Şair Tuğrul Keskin’in; “ZİTO İ EPANASTASİS” adı ile yayınlanan şiir kitabını okuyorum, “Barış, Zalimin her tür çılgınlığına karşı çıkma cesareti ve inancı” diye giriş yapan Keskin, Av. Saha İlman’ın, Girit’te yaşayan Emfimio Taki Lakekis ile Maria Marioli’nin yardımları ile, 1920’de “Zito i Epanastasis” adı ile yayınlanmış olan manifestonun orjinalinden dilimize çevirisinden; “Yeni yılın ilk günü, burada, yukarıda sizler için de güneş doğacak. Ama bugünün gerçeğinin dehşeti burada durmayacaktır. Arkamızda ve aşağıda baba evimizde, kaç zamandır felaketin karanlığı ailemizi örtmektedir. Biz fakirler, burada, yukarıdayız. Çünkü zenginler ve güçlülerin asker olmamak gibi, evlerinden uzak kalmamak gibi her zaman bir yolları vardır. Bugünkü acılarımızı hafifletecek, geçmiş yılların tatlı anıları neredeler? Hiçbir yerde! Bu son kana bulanmış yılın cehenneminde uyandık ve toplumun kullanıldığı ve güdüldüğünün korkunç gerçeğini gördük. Bu gerçek ile karşılaşmamız için yurttaşlık yaşantımızı terk etmemiz gerekiyordu. Bu karşılaşma milliyetçi rüyalarınızı, vatanlarınızı, çarpık ideolojilerinizi ortaya döktü, ancak bizlere de arkasında neyi gizlediğini, sermaye yönetiminin düzenini apaçık gösterdi. Artık bize özgürlükten söz etmeyin. Çünkü köleliğimizi dayanılmaz şekilde hissetmekteyiz. Artık bize vatanlardan ve eski düzeni yeniden kurmaktan söz etmeyin. İdeolojileriniz, içimizde mahkûm olduktan ve biz körler görmeye başladıktan sonra,  kalplerimiz size karşı düşmanlıkla doldu. Ama hayır bu nefret; sizlerin ve sizin gibi olanların,  işgal ile halklar arasında yarattığı mahvedici, kısır ve öç alıcı nefret değil, bu nefret, Fransız, Alman ve Yunan-Bulgar savaşlarının,  insan katliamları doğuran nefreti değil; başkaldırının büyük, kutsal ve yaratıcı duygusudur. Bu, tarihi süreçte oluşmuş; halkları cesaretlendirip canlandıran ve köleliğin bağlarını paramparça eden duygudur.
Bir süreden beri ve savaşın dumanları arasında; oraya, kuzeye, yeni ve insanca bir düzenin tohumları düşmüştür.
Büyük iktidar sahipleri! İşte bundan dolayıdır ki bizler vatanınızın değil insanlığın gerçek kahraman askerleriyiz…” aktardığı giriş bölümü ile sunuyor şiirlerini.

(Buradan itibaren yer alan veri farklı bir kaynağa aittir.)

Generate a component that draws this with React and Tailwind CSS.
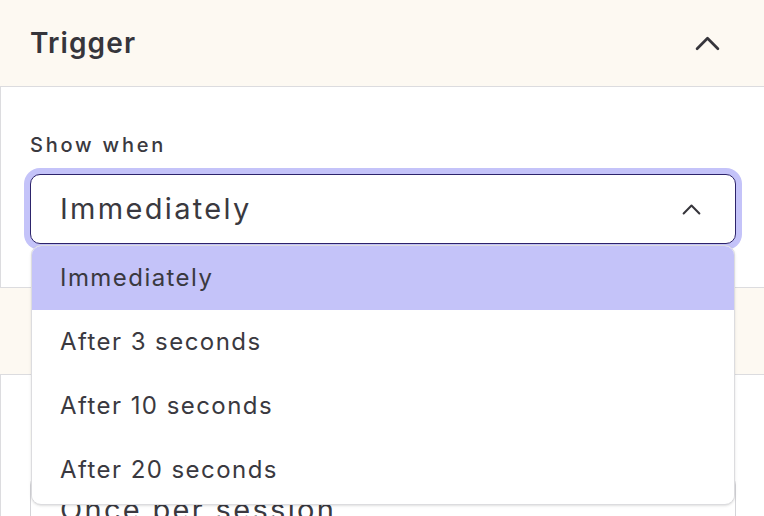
import React from "react";

const Chevron = ({ className }) => (
  <svg viewBox="0 0 24 14" fill="none" className={className}>
    <path d="M2 12 L12 2 L22 12" stroke="currentColor" strokeWidth="2.6" strokeLinecap="round" strokeLinejoin="round" />
  </svg>
);

const options = ["Immediately", "After 3 seconds", "After 10 seconds", "After 20 seconds"];

const SectionHeader = ({ title }) => (
  <div className="h-[87px] bg-[#fdf9f2] border-b border-[#dcdcdf] flex items-center justify-between pl-[30px] pr-[44px]">
    <h2 className="text-[28px] font-semibold tracking-[0.04em] text-[#36353b]">{title}</h2>
    <Chevron className="w-[25px] h-[15px] text-[#36353b]" />
  </div>
);

export default function App() {
  return (
    <div
      className="w-[764px] h-[516px] overflow-hidden bg-white text-[#3a3940]"
      style={{ fontFamily: "Inter, 'Noto Sans', sans-serif" }}
    >
      <SectionHeader title="Trigger" />
      <div className="h-[201px] border-l border-b border-[#dcdcdf] pl-[29px] pr-[28px] pt-[45px]">
        <label className="block text-[20px] font-medium tracking-[0.14em] text-[#3a3940] leading-[26px]">
          Show when
        </label>
        <div className="relative mt-[16px]">
          <div className="h-[70px] rounded-[10px] border border-[#2d246b] ring-[6px] ring-[#c4c3f9] bg-white flex items-center justify-between pl-[29px] pr-[34px]">
            <span className="text-[29px] tracking-[0.08em]">Immediately</span>
            <Chevron className="w-[19px] h-[11px] text-[#36353b]" />
          </div>
          <ul className="absolute z-10 left-px right-px top-[71px] bg-white border border-[#dcdcdf] rounded-[10px] shadow-sm overflow-hidden pb-[2px]">
            {options.map((opt, i) => (
              <li
                key={opt}
                className={
                  "h-[64px] flex items-center pl-[28px] text-[24px] tracking-[0.06em] " +
                  (i === 0 ? "bg-[#c4c3f9]" : "bg-white")
                }
              >
                {opt}
              </li>
            ))}
          </ul>
        </div>
      </div>
      <SectionHeader title="Display" />
      <div className="h-[300px] border-l border-[#dcdcdf] pl-[29px] pr-[28px] pt-[50px]">
        <label className="block text-[20px] font-medium tracking-[0.14em] leading-[26px]">Frequency</label>
        <div className="mt-[24px] h-[70px] rounded-[10px] border border-[#d4d4d8] flex items-center pl-[29px]">
          <span className="text-[29px] tracking-[0.08em]">Once per session</span>
        </div>
      </div>
    </div>
  );
}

Savaş meydanlarında ve işkencehanelerde ve sokaklarda ve dünyanın her köşesinde, adlarını bilmediğim, dillerini bilmediğim ancak, tarihin tekerleğini durmaksızın ileriye doğru iten ve bu uğurda canlarını veren bütün yiğit insanlar için bir kez daha; ZİTO İ EPANASTASİS!

Kitaptan “Manifesto” başlıklı şiiri ile bitirelim yazımızı…

Özgür dünyanın zalimleri, efendiler!
Kalplerimiz sizlere karşı nefretle dolu
Yarattığınız yok edici savaşın ardından
Söz etmeyin bizlere asla kurtuluştan
Barıştır ancak kurtaracak, yoksulu acıdan

Ve barış renkli bir kuşun kanadında bugün
Soluk soluğa yükselecek Küçük Asya’dan.

Özgür dünyanın kan emicileri, efendiler
Sizlere karşı duyduğumuz bu derin nefret
Halklar arasında yarattığınız nefret değil
Başkaldıranların büyük kutsal nefretidir bu
Ve kahredecek olan budur kölelik bağlarını

Bunun içindir ki bizler, bir vatanın değil asla
İnsanlığın askerleri olarak öleceğiz Asya’da

Ve ortak dünyanın yoldaşları, kardeşler
Yeni gelen 1921 yılı bu yukarı cephede
Ne boş yere ölenlerin ağıtlarını duyacaktır
Toprak altından kemiklerimiz fakat,
Sonsuza kadar haykıracaktır.

Zito i epanastasis! Zito i epanastasis! Zito i epanastasis!
Yaşasın isyan! Yaşasın isyan! Yaşasın isyan!